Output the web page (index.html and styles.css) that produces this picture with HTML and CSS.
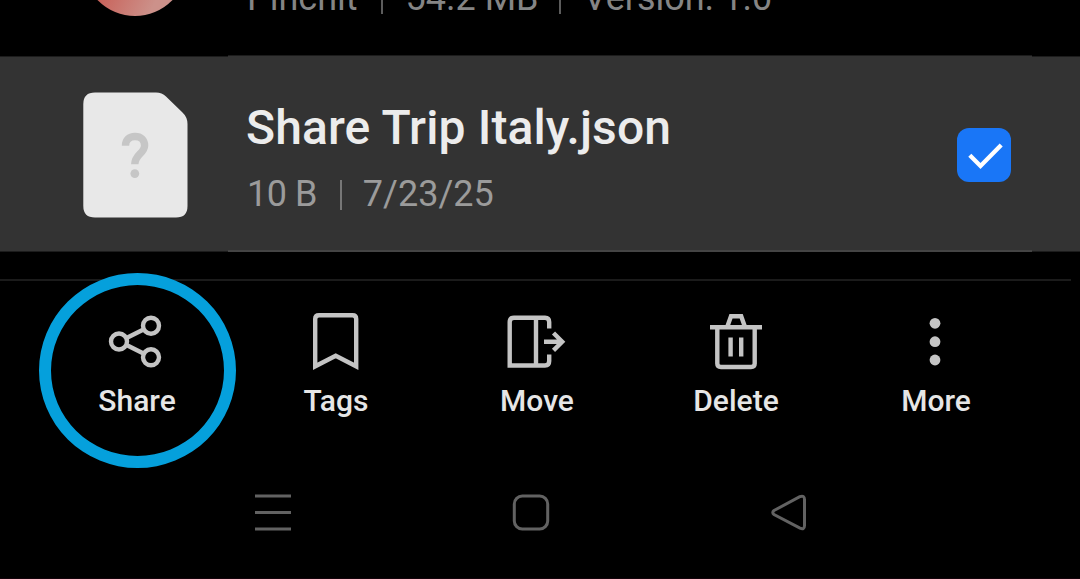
FILE: index.html
```html
<!DOCTYPE html>
<html lang="en">
<head>
<meta charset="utf-8">
<title>Files</title>
<link rel="stylesheet" href="styles.css">
</head>
<body>
<main class="screen">
  <section class="file previous">
    <div class="app-icon"></div>
    <div class="meta"><span>Pinchit</span><i class="bar"></i><span class="size">54.2 MB</span><i class="bar"></i><span class="version">Version: 1.0</span></div>
  </section>
  <section class="file selected">
    <svg class="doc" width="106" height="126" viewBox="82 92 106 126">
      <path fill="#e8e8e8" d="M95 92.5H156Q162 92.5 166 96.500L182 112Q187.500 117 187.500 124V206Q187.500 217.500 176 217.500H95Q83.300 217.500 83.300 206V104Q83.300 92.500 95 92.500Z"/>
      <path fill="none" stroke="#c6c6c6" stroke-width="7.400" d="M125.500 145.700C125.500 140 129 136.500 135 136.500C141 136.500 144.600 140 144.600 145.500C144.600 153.500 134.800 154 134.800 164.300"/>
      <circle cx="134.800" cy="173.600" r="4.400" fill="#c6c6c6"/>
    </svg>
    <div class="info">
      <div class="name">Share Trip Italy.json</div>
      <div class="meta"><span class="bytes">10 B</span><i class="bar"></i><span class="date">7/23/25</span></div>
    </div>
    <div class="check">
      <svg width="54" height="54" viewBox="957 127.500 54 54"><path d="M969.800 154.700L980.500 165.500L1001.200 144.500" fill="none" stroke="#fff" stroke-width="4.300"/></svg>
    </div>
  </section>
  <div class="divider"></div>
  <nav class="actions">
    <div class="action">
      <svg width="80" height="64" viewBox="96 310 80 64"><g class="icon"><circle cx="119" cy="341.500" r="8"/><circle cx="151" cy="325.700" r="8"/><circle cx="151" cy="357.300" r="8"/><path d="M126.500 338L143.500 329.500M126.500 345L143.500 353.500"/></g></svg>
      <span class="nudge">Share</span>
      <b class="ring"></b>
    </div>
    <div class="action">
      <svg width="80" height="64" viewBox="296 310 80 64"><path class="icon" d="M315.200 366.300V319Q315.200 315.300 319 315.300H352.500Q356.200 315.300 356.200 319V366.300L335.700 355.800Z"/></svg>
      <span>Tags</span>
    </div>
    <div class="action">
      <svg width="80" height="64" viewBox="496 310 80 64"><path class="icon" d="M549.200 328.500V322Q549.200 317.700 545 317.700H514Q509.700 317.700 509.700 322V365.500H545Q549.200 365.500 549.200 361V354.500M536 317.700V365.500M544 341.700H562M553.500 333L562.200 341.700L553.500 350.400"/></svg>
      <span class="nudge">Move</span>
    </div>
    <div class="action">
      <svg width="80" height="64" viewBox="696 310 80 64"><path class="icon" d="M710 327.300H762M717.300 328V363.500Q717.300 367 721 367H751Q754.700 367 754.700 363.500V328M727.200 327L731 316.300H741.200L745 327M730.600 337.500V356.500M741.200 337.500V356.500"/></svg>
      <span>Delete</span>
    </div>
    <div class="action">
      <svg width="80" height="64" viewBox="896 310 80 64"><g fill="#c4c4c4"><circle cx="935" cy="323.300" r="5.400"/><circle cx="935" cy="341.700" r="5.400"/><circle cx="935" cy="360" r="5.400"/></g></svg>
      <span>More</span>
    </div>
  </nav>
  <nav class="system">
    <svg width="40" height="40" viewBox="253 492 40 40"><path d="M255 496H291M255 512.600H291M255 529H291"/></svg>
    <svg width="40" height="40" viewBox="511 492 40 40"><rect x="514.300" y="496" width="33.400" height="33" rx="8"/></svg>
    <svg width="40" height="40" viewBox="769 492 40 40"><path d="M774 510.500L799.800 496.700Q804.500 495 804.500 499.500V525.500Q804.500 530 800 528.200L774 514.500Q771.500 512.500 774 510.500Z"/></svg>
  </nav>
</main>
</body>
</html>
```

FILE: styles.css
```css
* { box-sizing: border-box; }
body { margin: 0; background: #000; font-family: Roboto, sans-serif; }
.screen { width: 1080px; height: 579px; overflow: hidden; display: flex; flex-direction: column; border-bottom: 1px solid #12020a; }
.file { display: flex; flex: none; }
.previous { height: 55px; padding-left: 83px; align-items: flex-start; }
.app-icon { width: 104px; height: 104px; margin-top: -88px; margin-right: 60px; border-radius: 50%; background: linear-gradient(115deg, #c85a52 30%, #cc918a 75%); }
.meta { display: flex; font-size: 36px; line-height: 44px; color: #9b9b9b; white-space: pre; }
.previous .meta { margin-top: -24px; color: #858585; }
.bar { width: 2px; height: 30px; margin: 8px 23px 0; background: #777; flex: none; }
.previous .bar { background: #5c5c5c; }
.size { margin-right: -3px; }
.selected {
  height: 197px;
  padding: 37px 69px 0 82px;
  background:
    linear-gradient(#1c1c1c, #1c1c1c) 228px 0 / 804px 1px no-repeat,
    linear-gradient(#444, #444) 228px 195px / 804px 2px no-repeat,
    linear-gradient(#333, #333) 228px 1px / 804px 194px no-repeat,
    linear-gradient(#1c1c1c, #1c1c1c) 0 1px / 100% 1px no-repeat,
    linear-gradient(#1c1c1c, #1c1c1c) 0 196px / 100% 1px no-repeat,
    linear-gradient(#333, #333) 0 2px / 100% 194px no-repeat;
}
.doc { flex: none; margin-right: 59px; }
.info { flex: 1; padding-top: 8px; }
.name { margin-left: -1px; font-size: 48px; line-height: 56px; font-weight: 500; letter-spacing: 0.12px; color: #ececec; white-space: nowrap; }
.info .meta { margin-top: 16px; }
.bytes { letter-spacing: -0.5px; }
.date { margin-left: -2px; }
.check { width: 54px; height: 54px; margin-top: 35.5px; border-radius: 12px; background: #1976f7; }
.check svg, .action svg { display: block; }
.divider { width: 1071px; height: 2px; margin-top: 27px; background: #1b1b1b; flex: none; }
.actions { display: grid; grid-template-columns: repeat(5, 200px); padding: 29px 0 0 36px; height: 199px; flex: none; }
.action { position: relative; display: flex; flex-direction: column; align-items: center; gap: 9px; font-size: 30px; line-height: 36px; font-weight: 500; color: #e6e6e6; }
.nudge { padding-left: 2px; }
.icon { fill: none; stroke: #c4c4c4; stroke-width: 4.4; }
.ring { position: absolute; left: 3px; top: -37px; width: 197px; height: 195px; border: 12.5px solid #05a0dc; border-radius: 50%; }
.system { display: flex; gap: 218px; padding: 12px 0 0 253px; }
.system svg { fill: none; stroke: #626262; stroke-width: 3; flex: none; }
```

· · · · · · ·

Problem description —
Only lines with the word "styles" should be collected from the material.

Task solution —
Output the web page (index.html and styles.css) that produces this picture with HTML and CSS.
<link rel="stylesheet" href="styles.css">
FILE: styles.css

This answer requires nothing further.